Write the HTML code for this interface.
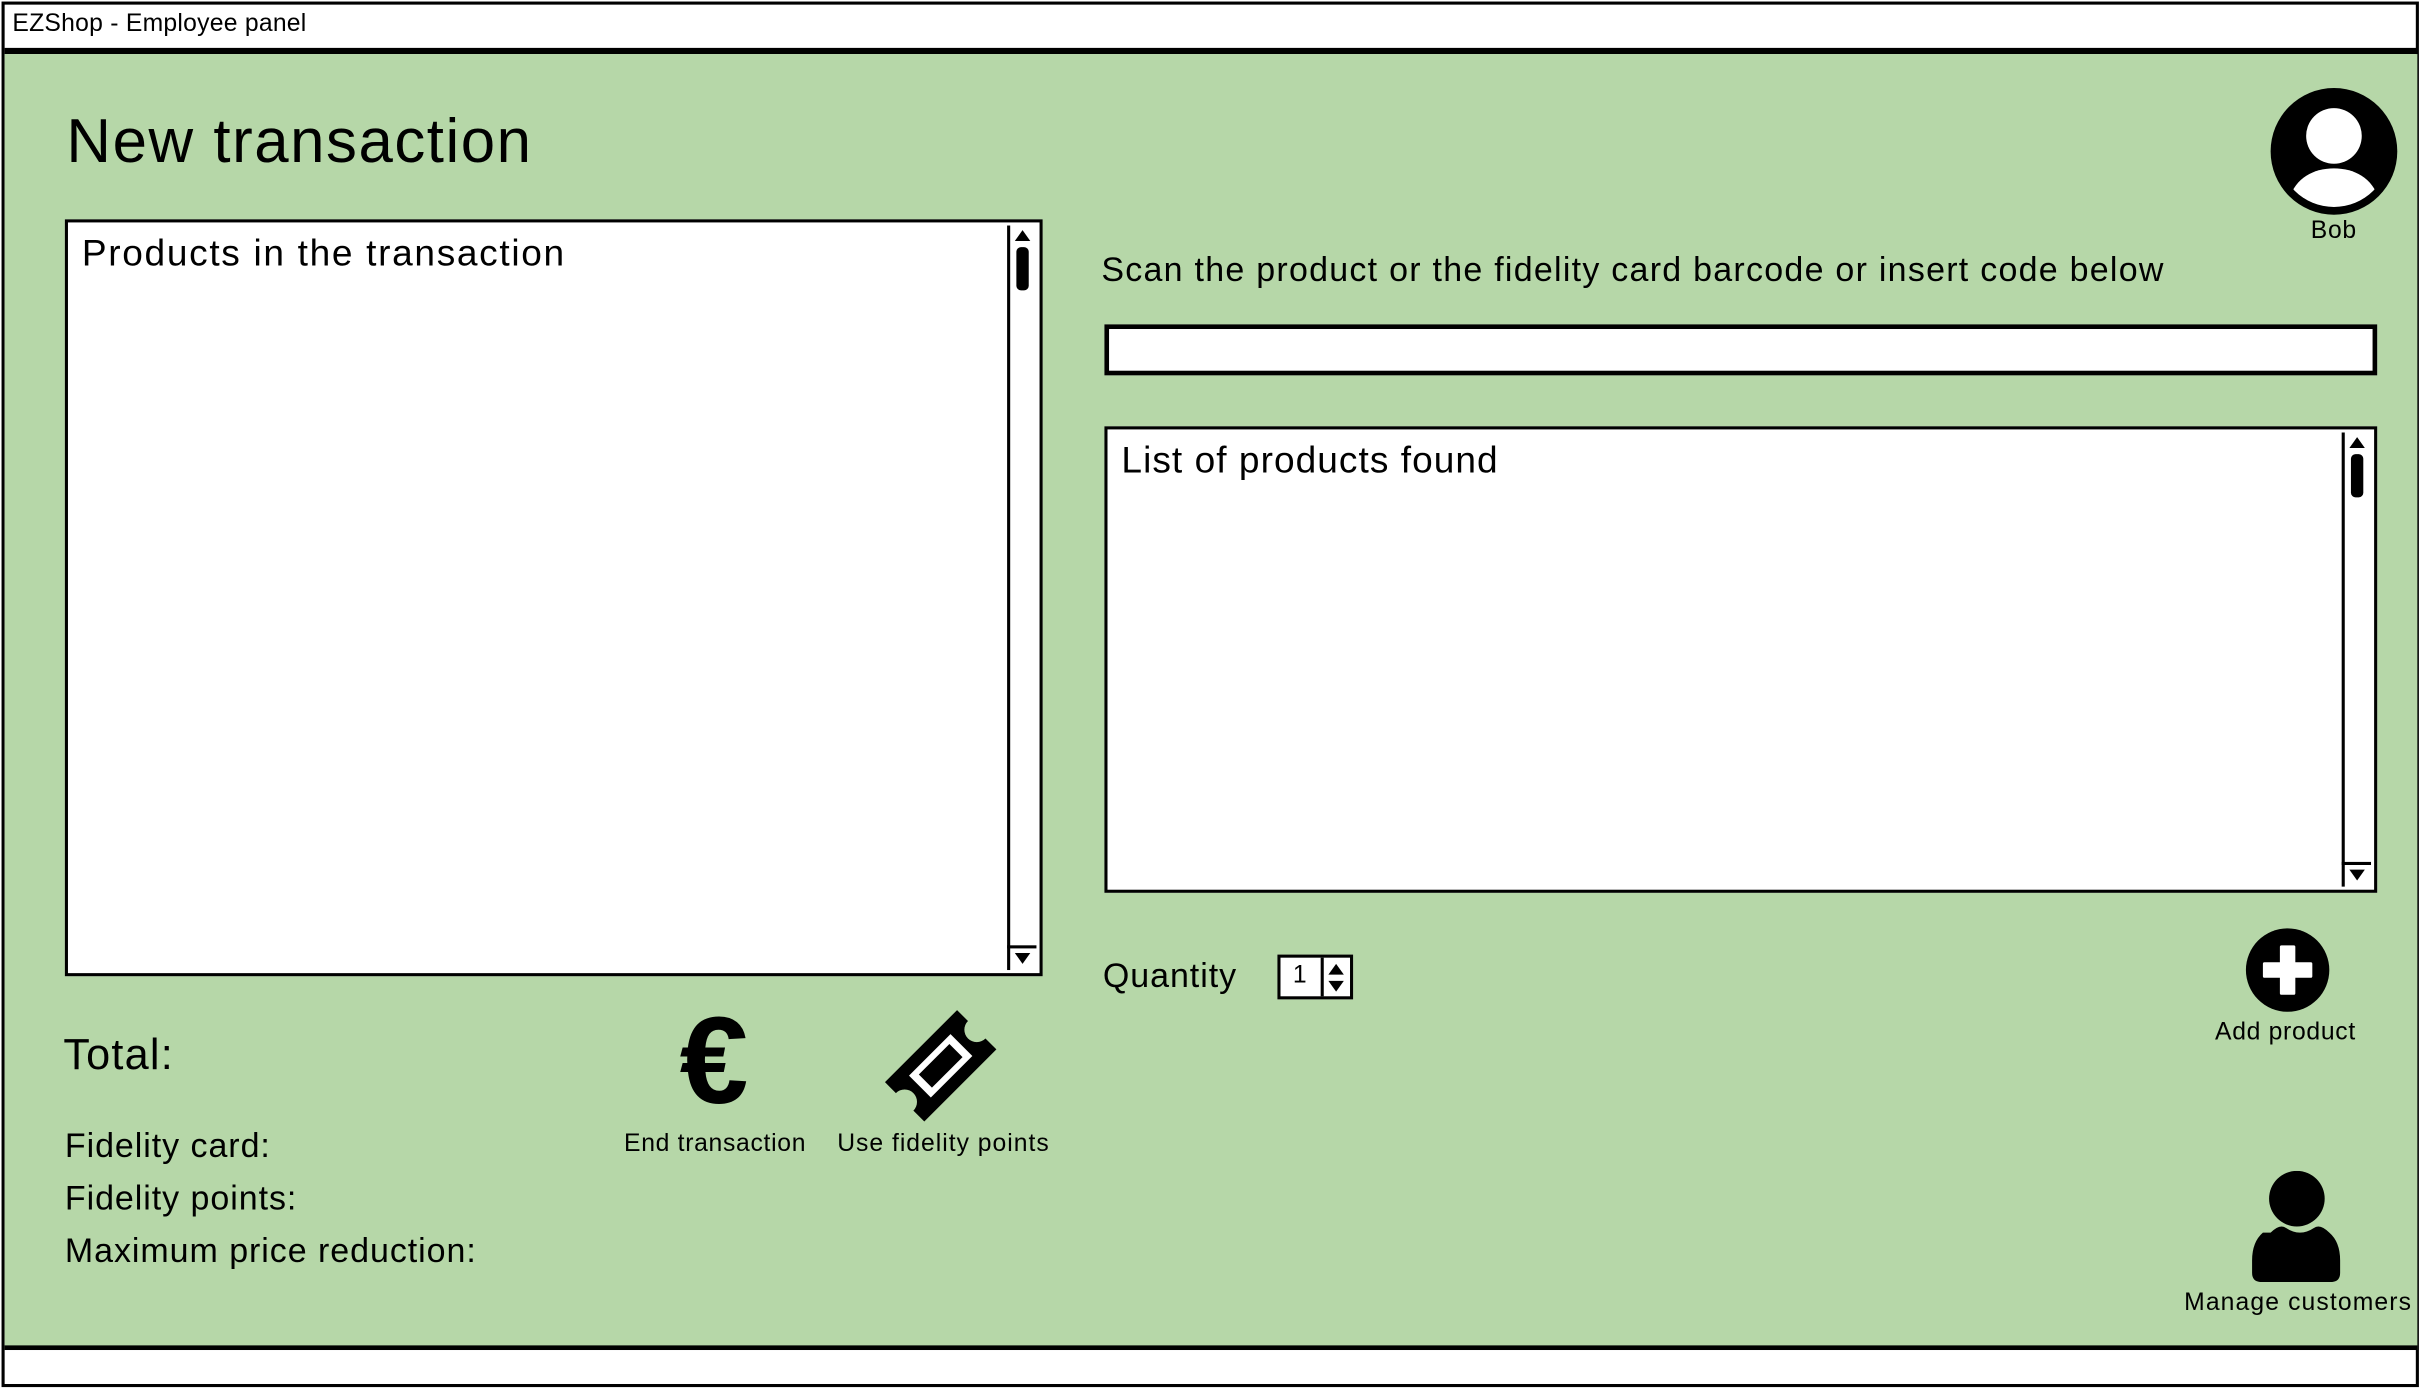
<!DOCTYPE html>
<html><head><meta charset="utf-8"><style>
html,body{margin:0;padding:0;background:#fff;overflow:hidden}
#w{position:absolute;left:0;top:0;width:1568px;height:901px;transform:scale(1.54464);transform-origin:0 0;font-family:"Liberation Sans",sans-serif;color:#000}
.a{position:absolute;white-space:nowrap;letter-spacing:0.028em}
.box{position:absolute;background:#fff;border:2px solid #000;box-sizing:border-box}
.sb{position:absolute;right:2px;top:2px;bottom:2px;width:17px;border-left:2px solid #000;background:#fff}
</style></head><body><div id="w">
<div style="position:absolute;left:1px;top:1px;width:1565px;height:897px;border:2px solid #000;box-sizing:border-box;background:#fff"></div>
<div style="position:absolute;left:3px;top:31px;width:1562px;height:4px;background:#000"></div>
<div class="a" style="left:8px;top:7px;font-size:16px;letter-spacing:0.01em">EZShop - Employee panel</div>
<div style="position:absolute;left:3px;top:35px;width:1562px;height:836px;background:#b6d7a8;border-bottom:3px solid #000"></div>
<div class="a" style="left:43px;top:70px;font-size:40px;letter-spacing:0.025em">New transaction</div>

<div class="box" style="left:42px;top:142px;width:633px;height:490px">
<div class="a" style="left:9px;top:7px;font-size:24px;letter-spacing:0.045em">Products in the transaction</div>
<div class="sb"><div style="position:absolute;left:3px;top:3px;border:5px solid transparent;border-bottom:7px solid #000;border-top:0"></div><div style="position:absolute;left:4px;top:14px;width:8px;height:28px;background:#000;border-radius:3px"></div><div style="position:absolute;left:3px;bottom:4px;border:5px solid transparent;border-top:7px solid #000;border-bottom:0"></div><div style="position:absolute;left:-2px;right:0;bottom:14px;border-top:2px solid #000"></div></div>
</div>

<div class="a" style="left:713px;top:162px;font-size:22px;letter-spacing:0.037em">Scan the product or the fidelity card barcode or insert code below</div>
<div class="box" style="left:715px;top:210px;width:824px;height:33px;border-width:3px"></div>
<div class="box" style="left:715px;top:276px;width:824px;height:302px">
<div class="a" style="left:9px;top:7px;font-size:24px">List of products found</div>
<div class="sb"><div style="position:absolute;left:3px;top:3px;border:5px solid transparent;border-bottom:7px solid #000;border-top:0"></div><div style="position:absolute;left:4px;top:14px;width:8px;height:28px;background:#000;border-radius:3px"></div><div style="position:absolute;left:3px;bottom:4px;border:5px solid transparent;border-top:7px solid #000;border-bottom:0"></div><div style="position:absolute;left:-2px;right:0;bottom:14px;border-top:2px solid #000"></div></div>
</div>

<div class="a" style="left:714px;top:619px;font-size:22px">Quantity</div>
<div class="box" style="left:827px;top:618px;width:49px;height:29px"><div class="a" style="left:8px;top:3px;font-size:16px">1</div><div style="position:absolute;left:26px;top:0;bottom:0;border-left:2px solid #000"></div><div style="position:absolute;left:31px;top:4px;border:5px solid transparent;border-bottom:7px solid #000;border-top:0"></div><div style="position:absolute;left:31px;top:15px;border:5px solid transparent;border-top:7px solid #000;border-bottom:0"></div></div>

<svg class="a" style="left:1453px;top:600px" width="56" height="56" viewBox="0 0 56 56"><circle cx="28" cy="28" r="27"/><path d="M24 13h8v11h11v8H32v11h-8V32H13v-8h11z" fill="#fff" stroke="#fff" stroke-linejoin="round" stroke-width="2"/></svg>
<div class="a" style="left:1434px;top:660px;font-size:16px">Add product</div>

<svg class="a" style="left:1468px;top:55px" width="86" height="86" viewBox="0 0 86 86"><circle cx="43" cy="43" r="41"/><circle cx="43" cy="33" r="18" fill="#fff"/><clipPath id="c"><circle cx="43" cy="43" r="36"/></clipPath><path clip-path="url(#c)" d="M14 74c4-14 16-20 29-20s25 6 29 20v12H14z" fill="#fff"/></svg>
<div class="a" style="left:1496px;top:141px;font-size:16px">Bob</div>

<div class="a" style="left:41px;top:667px;font-size:28px">Total:</div>
<div class="a" style="left:42px;top:729px;font-size:22px">Fidelity card:</div>
<div class="a" style="left:42px;top:763px;font-size:22px">Fidelity points:</div>
<div class="a" style="left:42px;top:797px;font-size:22px">Maximum price reduction:</div>

<div class="a" style="left:440px;top:642px;font-size:80px;font-weight:bold;line-height:90px">€</div>
<div class="a" style="left:404px;top:732px;font-size:16px">End transaction</div>
<svg class="a" style="left:568px;top:650px" width="82" height="80" viewBox="0 0 82 80"><g transform="rotate(-45 41 40)"><path d="M8 22h66v10a8 8 0 0 0 0 16v10H8V48a8 8 0 0 0 0-16z"/><rect x="22" y="30" width="38" height="20" fill="#fff"/><rect x="27" y="34" width="28" height="12"/></g></svg>
<div class="a" style="left:542px;top:732px;font-size:16px;letter-spacing:0.04em">Use fidelity points</div>

<svg class="a" style="left:1456px;top:758px" width="62" height="72" viewBox="0 0 62 72"><circle cx="31" cy="18" r="18"/><path d="M12 40q6-6 10-3q9 6 18 0q4-3 10 3q7 6 7 18v8q0 6-6 6H6q-6 0-6-6v-8q0-12 7-18z" transform="translate(2 0)"/></svg>
<div class="a" style="left:1414px;top:835px;font-size:16px;letter-spacing:0.045em">Manage customers</div>
</div></body></html>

____

* _EXERCISE TASK_:
Give every line back word for word and leave the pictures out.

* _FINISHED EXERCISE_:
Write the HTML code for this interface.
<!DOCTYPE html>
<html><head><meta charset="utf-8"><style>
html,body{margin:0;padding:0;background:#fff;overflow:hidden}
#w{position:absolute;left:0;top:0;width:1568px;height:901px;transform:scale(1.54464);transform-origin:0 0;font-family:"Liberation Sans",sans-serif;color:#000}
.a{position:absolute;white-space:nowrap;letter-spacing:0.028em}
.box{position:absolute;background:#fff;border:2px solid #000;box-sizing:border-box}
.sb{position:absolute;right:2px;top:2px;bottom:2px;width:17px;border-left:2px solid #000;background:#fff}
</style></head><body><div id="w">
<div style="position:absolute;left:1px;top:1px;width:1565px;height:897px;border:2px solid #000;box-sizing:border-box;background:#fff"></div>
<div style="position:absolute;left:3px;top:31px;width:1562px;height:4px;background:#000"></div>
<div class="a" style="left:8px;top:7px;font-size:16px;letter-spacing:0.01em">EZShop - Employee panel</div>
<div style="position:absolute;left:3px;top:35px;width:1562px;height:836px;background:#b6d7a8;border-bottom:3px solid #000"></div>
<div class="a" style="left:43px;top:70px;font-size:40px;letter-spacing:0.025em">New transaction</div>

<div class="box" style="left:42px;top:142px;width:633px;height:490px">
<div class="a" style="left:9px;top:7px;font-size:24px;letter-spacing:0.045em">Products in the transaction</div>
<div class="sb"><div style="position:absolute;left:3px;top:3px;border:5px solid transparent;border-bottom:7px solid #000;border-top:0"></div><div style="position:absolute;left:4px;top:14px;width:8px;height:28px;background:#000;border-radius:3px"></div><div style="position:absolute;left:3px;bottom:4px;border:5px solid transparent;border-top:7px solid #000;border-bottom:0"></div><div style="position:absolute;left:-2px;right:0;bottom:14px;border-top:2px solid #000"></div></div>
</div>

<div class="a" style="left:713px;top:162px;font-size:22px;letter-spacing:0.037em">Scan the product or the fidelity card barcode or insert code below</div>
<div class="box" style="left:715px;top:210px;width:824px;height:33px;border-width:3px"></div>
<div class="box" style="left:715px;top:276px;width:824px;height:302px">
<div class="a" style="left:9px;top:7px;font-size:24px">List of products found</div>
<div class="sb"><div style="position:absolute;left:3px;top:3px;border:5px solid transparent;border-bottom:7px solid #000;border-top:0"></div><div style="position:absolute;left:4px;top:14px;width:8px;height:28px;background:#000;border-radius:3px"></div><div style="position:absolute;left:3px;bottom:4px;border:5px solid transparent;border-top:7px solid #000;border-bottom:0"></div><div style="position:absolute;left:-2px;right:0;bottom:14px;border-top:2px solid #000"></div></div>
</div>

<div class="a" style="left:714px;top:619px;font-size:22px">Quantity</div>
<div class="box" style="left:827px;top:618px;width:49px;height:29px"><div class="a" style="left:8px;top:3px;font-size:16px">1</div><div style="position:absolute;left:26px;top:0;bottom:0;border-left:2px solid #000"></div><div style="position:absolute;left:31px;top:4px;border:5px solid transparent;border-bottom:7px solid #000;border-top:0"></div><div style="position:absolute;left:31px;top:15px;border:5px solid transparent;border-top:7px solid #000;border-bottom:0"></div></div>

<svg class="a" style="left:1453px;top:600px" width="56" height="56" viewBox="0 0 56 56"><circle cx="28" cy="28" r="27"/><path d="M24 13h8v11h11v8H32v11h-8V32H13v-8h11z" fill="#fff" stroke="#fff" stroke-linejoin="round" stroke-width="2"/></svg>
<div class="a" style="left:1434px;top:660px;font-size:16px">Add product</div>

<svg class="a" style="left:1468px;top:55px" width="86" height="86" viewBox="0 0 86 86"><circle cx="43" cy="43" r="41"/><circle cx="43" cy="33" r="18" fill="#fff"/><clipPath id="c"><circle cx="43" cy="43" r="36"/></clipPath><path clip-path="url(#c)" d="M14 74c4-14 16-20 29-20s25 6 29 20v12H14z" fill="#fff"/></svg>
<div class="a" style="left:1496px;top:141px;font-size:16px">Bob</div>

<div class="a" style="left:41px;top:667px;font-size:28px">Total:</div>
<div class="a" style="left:42px;top:729px;font-size:22px">Fidelity card:</div>
<div class="a" style="left:42px;top:763px;font-size:22px">Fidelity points:</div>
<div class="a" style="left:42px;top:797px;font-size:22px">Maximum price reduction:</div>

<div class="a" style="left:440px;top:642px;font-size:80px;font-weight:bold;line-height:90px">€</div>
<div class="a" style="left:404px;top:732px;font-size:16px">End transaction</div>
<svg class="a" style="left:568px;top:650px" width="82" height="80" viewBox="0 0 82 80"><g transform="rotate(-45 41 40)"><path d="M8 22h66v10a8 8 0 0 0 0 16v10H8V48a8 8 0 0 0 0-16z"/><rect x="22" y="30" width="38" height="20" fill="#fff"/><rect x="27" y="34" width="28" height="12"/></g></svg>
<div class="a" style="left:542px;top:732px;font-size:16px;letter-spacing:0.04em">Use fidelity points</div>

<svg class="a" style="left:1456px;top:758px" width="62" height="72" viewBox="0 0 62 72"><circle cx="31" cy="18" r="18"/><path d="M12 40q6-6 10-3q9 6 18 0q4-3 10 3q7 6 7 18v8q0 6-6 6H6q-6 0-6-6v-8q0-12 7-18z" transform="translate(2 0)"/></svg>
<div class="a" style="left:1414px;top:835px;font-size:16px;letter-spacing:0.045em">Manage customers</div>
</div></body></html>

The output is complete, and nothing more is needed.